What this dot point is asking

Eduqas C600 expects you to understand the ecological and social footprint of materials and products: the environmental impact (resource depletion, pollution, carbon footprint, waste) and the social impact (working conditions, communities, fair trade), and how design choices reduce both. In the written exam this is tested by explaining how a material choice lowers the ecological footprint and by defining the social footprint and the role of fair trade.

The ecological footprint

  • Resource depletion: using up finite resources (metal ores, crude oil) that cannot be replaced.
  • Pollution: harm from extraction (mining), processing (chemicals, emissions) and disposal (landfill, litter).
  • Carbon footprint: the greenhouse gases released by the energy used to make, transport and use the product.
  • Waste: offcuts in manufacture and the product itself at end of life.

The social footprint

Materials and products are often made far away, sometimes in poor working conditions or for low pay. The social footprint asks designers and companies to consider the people in the supply chain, not just the environment. Fair trade is the main tool: it guarantees producers a fair, stable price and decent conditions, and often reinvests a premium into the community (schools, healthcare). Ethical sourcing more broadly means avoiding materials linked to exploitation or conflict.

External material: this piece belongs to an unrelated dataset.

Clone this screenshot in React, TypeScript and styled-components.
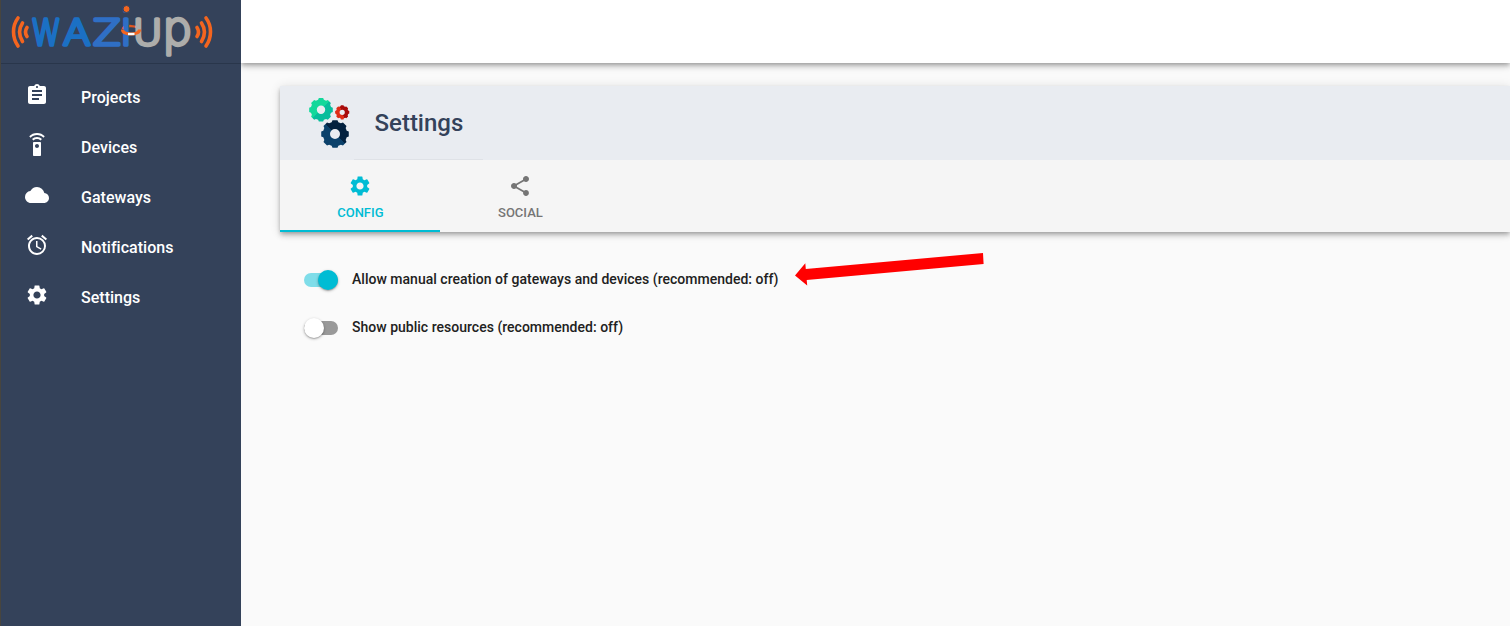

Reducing both footprints through design

Try this

Q1. State one way a material choice can lower a product's carbon footprint. [1 mark]

  • Cue. Use a local material (less transport), a recycled material, or a lighter one (less energy to make and move).

Q2. Give one way fair trade improves the social footprint of a product. [1 mark]

  • Cue. It guarantees producers a fair price and decent working conditions (and often reinvests in their community).

Exam-style practice questions

Practice questions written in the style of WJEC Eduqas exam questions on this dot point, with worked answer explainers. The year tag is the paper they imitate, not the source.

Eduqas C600 20194 marksExplain two ways the choice of material can reduce the ecological footprint of a product.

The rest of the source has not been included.